綿糸や綿織物の輸出が増加した我が国でしたが、原料の綿花や紡績機を全面的に輸入に頼っていたために、綿関係品全体としては輸入超過の拡大が続いていました。それだけに、国産の繭(まゆ)を原料とした生糸を輸出することで、多くの外貨を得ることができる製糸業が果たすべき役割は重要でした。
農村による養蚕業を基礎とする製糸業は、幕末の頃は簡単な手動装置の座繰製糸が中心でしたが、輸出の激増によって機械生産の必要性が高まったため、政府は明治5年に富岡製糸場を開設しました。
いわゆる官営模範工場の設立を通じて、政府が見本を示したことによって、器械製糸は長野県や山梨県などの農村地帯を中心に我が国で急速に普及し、やがて明治27年には、器械製糸の生産高が座繰製糸の生産高を上回りました。
また、政府が生糸の輸出を増やすと同時に、品質改良にも積極的に取り組むなどの努力を重ねた結果、日露戦争後にはアメリカを中心に生糸の輸出がさらに伸び続け、明治42年には清を抜いて世界最大の生糸輸出国となりました。
生糸輸出の増加は農村にも大きな変化をもたらし、生糸と関わりの深い桑の栽培や養蚕が盛んとなりましたが、その一方で、安価な輸入品におされて、綿や麻・菜種などの生産は衰えました。
また、松方財政によるデフレの影響で、全農地における小作地率が増加していましたが、この傾向はこの後も続き、結果として、大地主自身が農業を経営せず、小作人からの現物による小作料収入に依存するという寄生地主が増加しました。これを寄生地主制といいます。

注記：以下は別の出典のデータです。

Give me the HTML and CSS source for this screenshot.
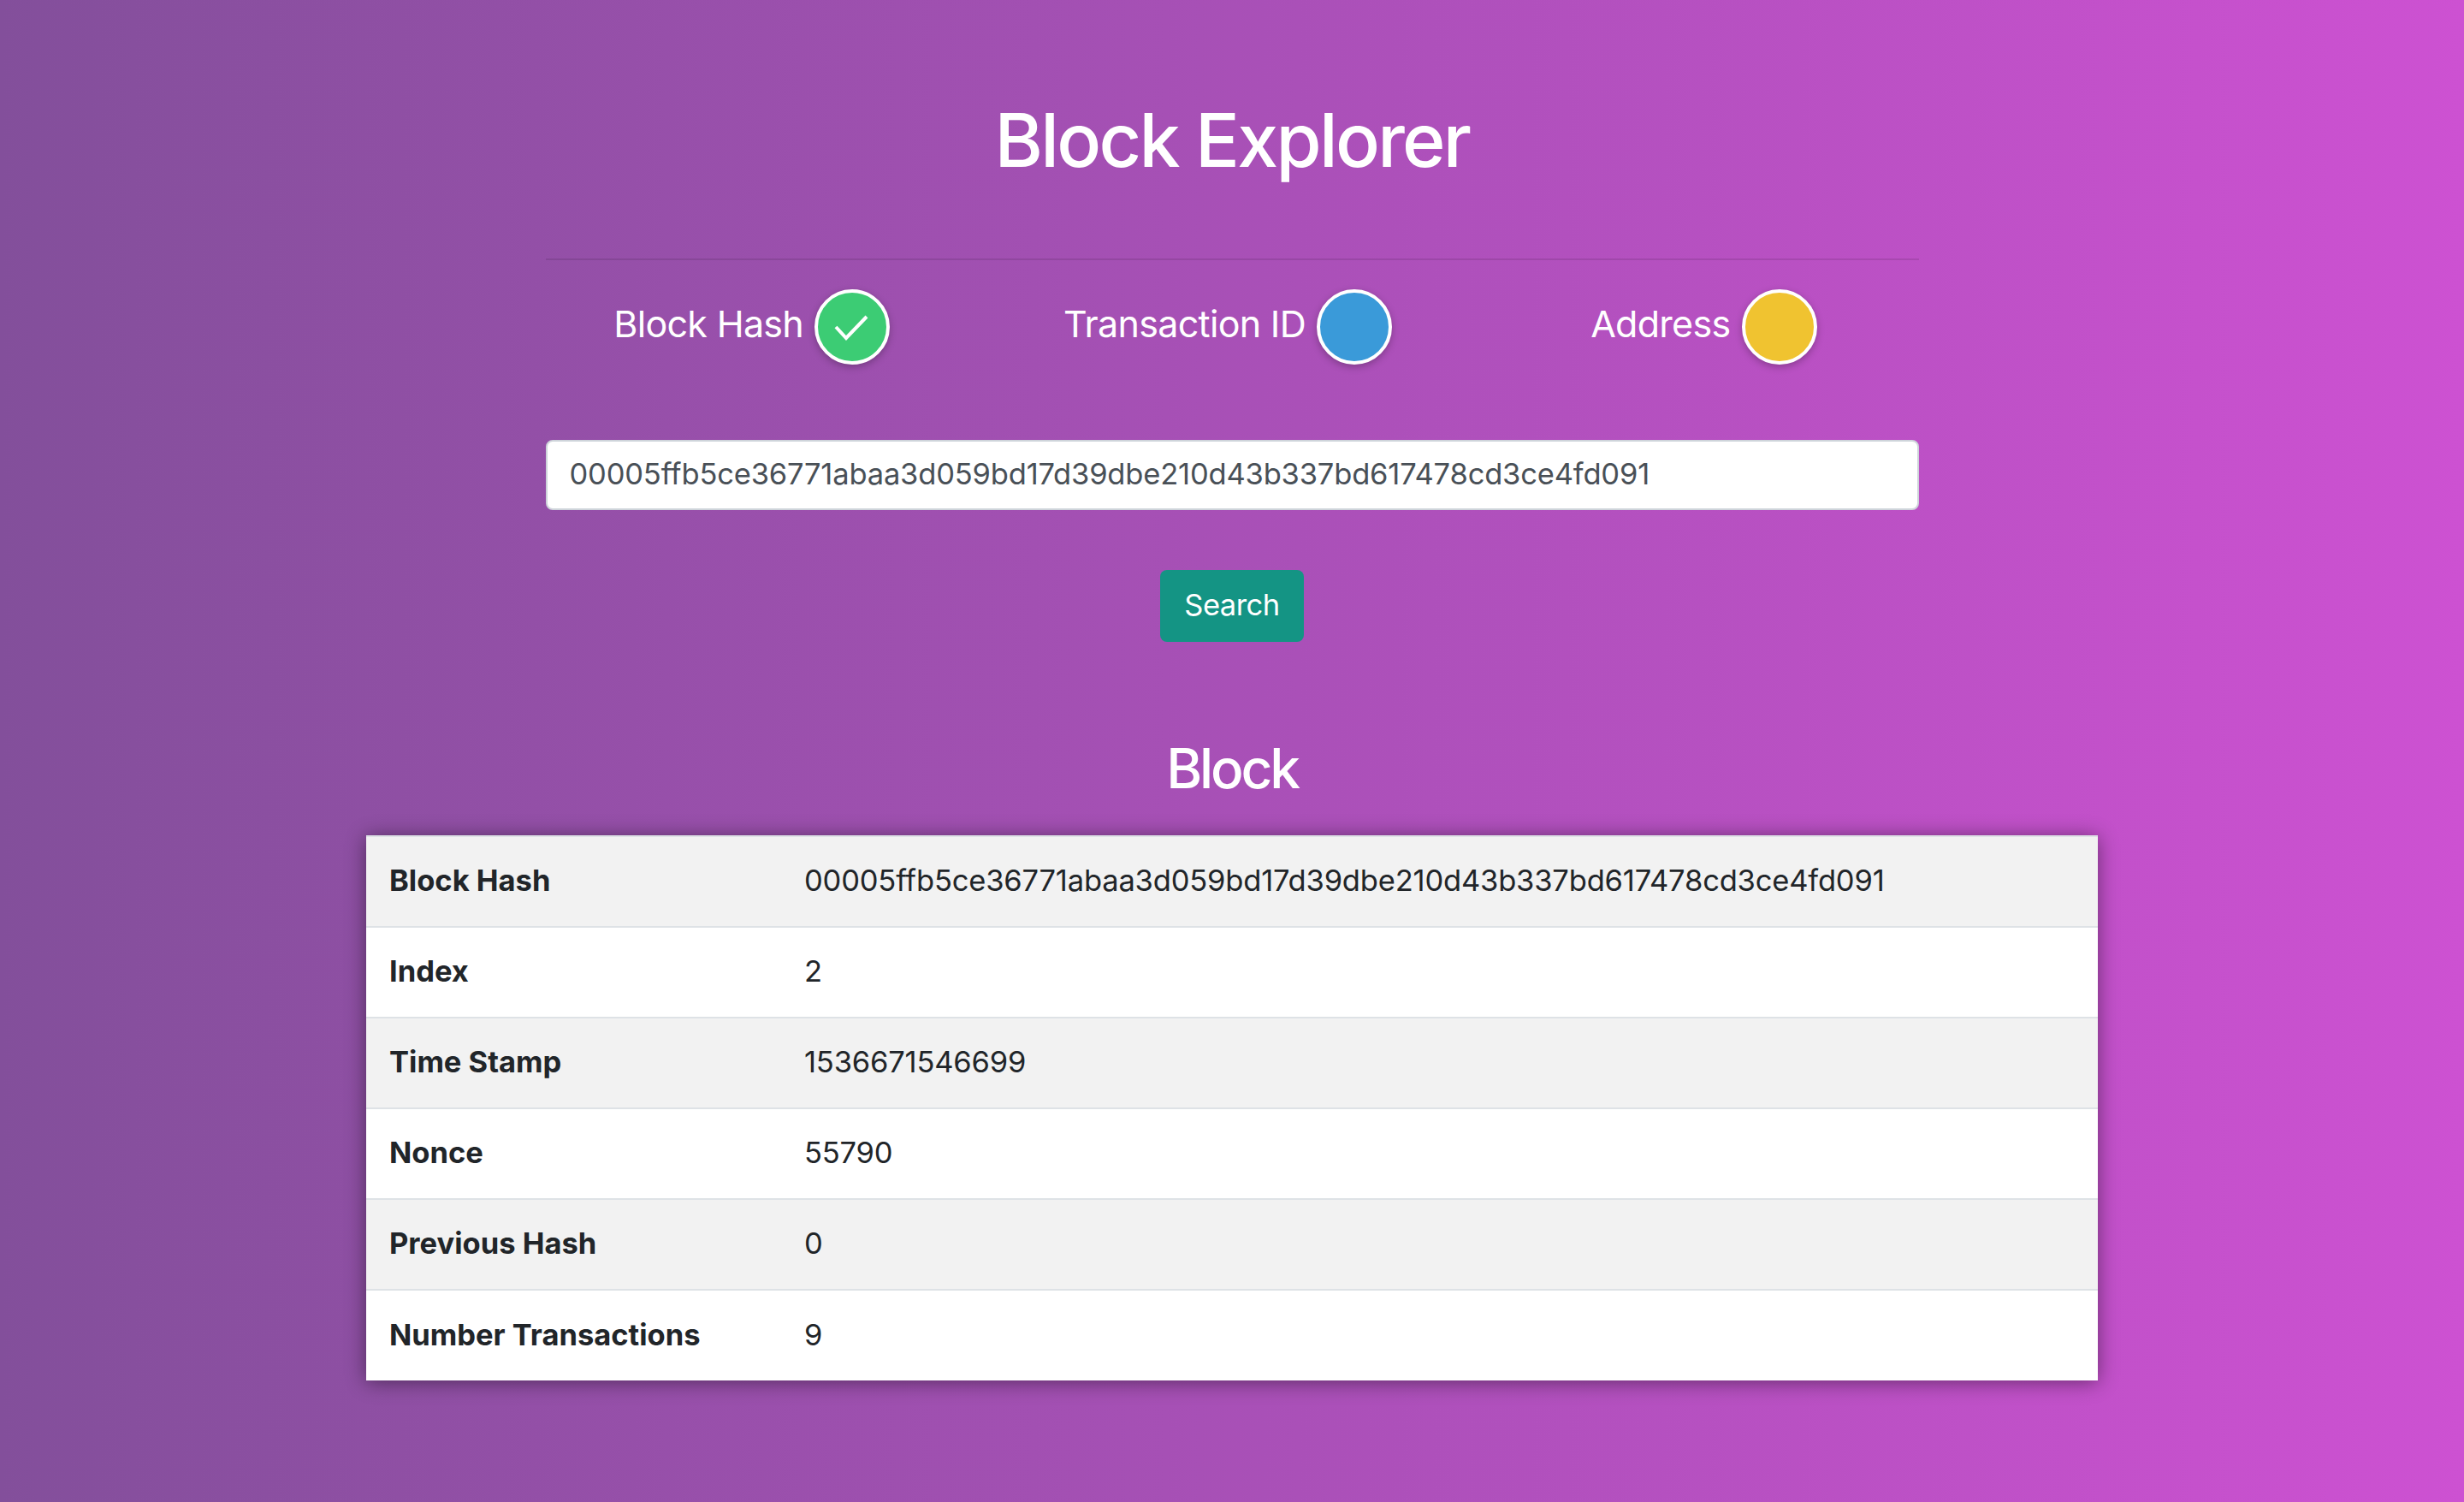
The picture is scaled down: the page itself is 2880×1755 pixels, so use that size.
FILE: index.html
```html
<!DOCTYPE html>
<html lang="en">
<head>
	<meta charset="UTF-8">
	<title>Block Explorer</title>
	<link rel="stylesheet" href="styles.css">
</head>
<body>
<div class="page">
	<h1 class="title">Block Explorer</h1>
	<form class="search">
		<hr class="rule">
		<div class="types">
			<label class="type">
				<span class="type-name">Block Hash</span>
				<span class="dot dot-green">
					<svg viewBox="0 0 80 80" width="80" height="80"><polyline points="21,40 33,53 57,28" fill="none" stroke="#fff" stroke-width="4"/></svg>
				</span>
			</label>
			<label class="type">
				<span class="type-name">Transaction ID</span>
				<span class="dot dot-blue"></span>
			</label>
			<label class="type">
				<span class="type-name">Address</span>
				<span class="dot dot-yellow"></span>
			</label>
		</div>
		<input class="search-input" type="text" value="00005ffb5ce36771abaa3d059bd17d39dbe210d43b337bd617478cd3ce4fd091">
		<button class="search-btn" type="button">Search</button>
	</form>
	<h2 class="subtitle">Block</h2>
	<table class="info">
		<tr><th>Block Hash</th><td>00005ffb5ce36771abaa3d059bd17d39dbe210d43b337bd617478cd3ce4fd091</td></tr>
		<tr><th>Index</th><td>2</td></tr>
		<tr><th>Time Stamp</th><td>1536671546699</td></tr>
		<tr><th>Nonce</th><td>55790</td></tr>
		<tr><th>Previous Hash</th><td>0</td></tr>
		<tr><th>Number Transactions</th><td>9</td></tr>
	</table>
</div>
</body>
</html>
```

FILE: styles.css
```css
*{box-sizing: border-box;}
html,body{height: 100%;}
body{margin: 0;background: linear-gradient(to right,#834f9b,#cd51d2);font-family: "Inter","Liberation Sans",sans-serif;font-size: 34.5px;color: #212529;letter-spacing: -0.18px;}
.page{display: flex;flex-direction: column;align-items: center;padding-top: 112px;}
.title{margin: 0;font-size: 86px;line-height: 104px;font-weight: 500;color: #fff;letter-spacing: -2.7px;}
.search{width: 1605px;margin-top: 86px;display: flex;flex-direction: column;align-items: center;}
.rule{width: 100%;margin: 0;border: none;border-top: 2px solid rgba(0,0,0,.1);}
.types{width: 1669px;display: grid;grid-template-columns: repeat(3,1fr);margin-top: 34px;}
.type{display: flex;align-items: center;justify-content: center;gap: 13px;padding-right: 10px;color: #fff;font-size: 43px;letter-spacing: -0.7px;}
.type-name{position: relative;top: -4px;}
.dot{width: 88px;height: 88px;border: 4px solid #fff;border-radius: 50%;box-shadow: 0 3px 8px rgba(0,0,0,.25);display: block;}
.dot svg{display: block;}
.dot-green{background: #3ccc74;}
.dot-blue{background: #3a9ad9;}
.dot-yellow{background: #f0c330;}
.search-input{width: 100%;height: 82px;margin-top: 88px;padding: 0 26px 3px;background: #fff;border: 2px solid #ced4da;border-radius: 8px;font: inherit;letter-spacing: inherit;color: #495057;outline: none;}
.search-btn{width: 168px;height: 84px;margin-top: 70px;padding: 0 0 3px;background: #149484;border: none;border-radius: 8px;color: #fff;font: inherit;letter-spacing: -0.5px;}
.subtitle{margin: 109px 0 0;font-size: 64px;line-height: 78px;font-weight: 500;color: #fff;letter-spacing: -3.2px;}
.info{width: 2024px;margin-top: 39px;border-collapse: collapse;background: #fff;box-shadow: 0 2px 22px rgba(0,0,0,.45);}
.info tr:nth-child(odd){background: #f2f2f2;}
.info th,.info td{height: 106px;padding: 0 26px 3px;text-align: left;border-top: 2px solid #dee2e6;}
.info th{width: 486px;font-weight: 700;letter-spacing: 0;padding-left: 27px;}
```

当時は都市人口の増加によって米の供給が不足がちとなり、米価が上昇傾向にありましたが、そんな中で、小作人から高額な現物による小作料を集めて、定額の金納で地租を納めた地主の収入は莫大なものとなり、地主の多くが企業を興したり、あるいは公債や株式に投資したりするなど、資本主義経済に積極的に関わるようになりました。
一方、政府は明治26年に農事試験場を設置して、米や麦の品種改良をめざすなど、農業技術の研究を進めることで農産物の増産をはかりました。また、農村の経営を救済する目的で、明治32年に農会法を、翌明治33年には産業組合法をそれぞれ制定しました。
ところで、前述した寄生地主制と関連して、一般的な歴史教科書で必ずと言っていいほど紹介されている項目のひとつに、当時の「小作農の生活」の様子があり、以下のような内容が一般的です。
「高額な小作料の支払いに苦しむ小作農の中には、子どもを工場へ出稼ぎに出したり、副業をしたりして何とか生活を営むという有様でした」。
寄生地主と比較して貧富の差を強調することで、いわゆる「貧農史観」を前面に押し出す姿勢がみられますが、このような「富を憎む」といった社会主義あるいは共産主義的な見方だけでは、当時の歴史を正しく理解することはできません。
当時の我が国は、政府をはじめとして「富国強兵」や「殖産興業」を国是(こくぜ、国民が認めた一国の政治の基本とし、国全体の経済力を高めること、すなわち国富を増やすことが何よりも重要視されていましたが、実は寄生地主の存在こそが、国富の増大に大きく貢献していたのです。
寄生地主の多くは企業を興したり、あるいは公債や株式に投資したりしましたが、彼らの行為は結果として形を変えて国家の収入を増やしたことになります。まさに「カネは天下の回りもの」ですね。
もちろんすべての寄生地主が成功することはなく、様々な興亡を繰り返したうえで、より大きな寄生地主が誕生することになるのですが、成長した寄生地主が、より多額のお金を国内で投資することで、さらに国家全体の財政が潤うという側面もあったのです。
なるほど、寄生地主の下で働いていた小作農の生活が貧しかったのは確かに事実ですから、そのこと自体を教科書に載せることは決して間違ってはいません。
しかしながら、寄生地主を一方的に「悪の象徴」と決めつけ、現代からの視点のみで断罪するのではなく、彼らが「歴史の大きな流れ」の中で果たした役割を正当に評価してこそ、「歴史の真実」を見極めることが可能になるのではないでしょうか。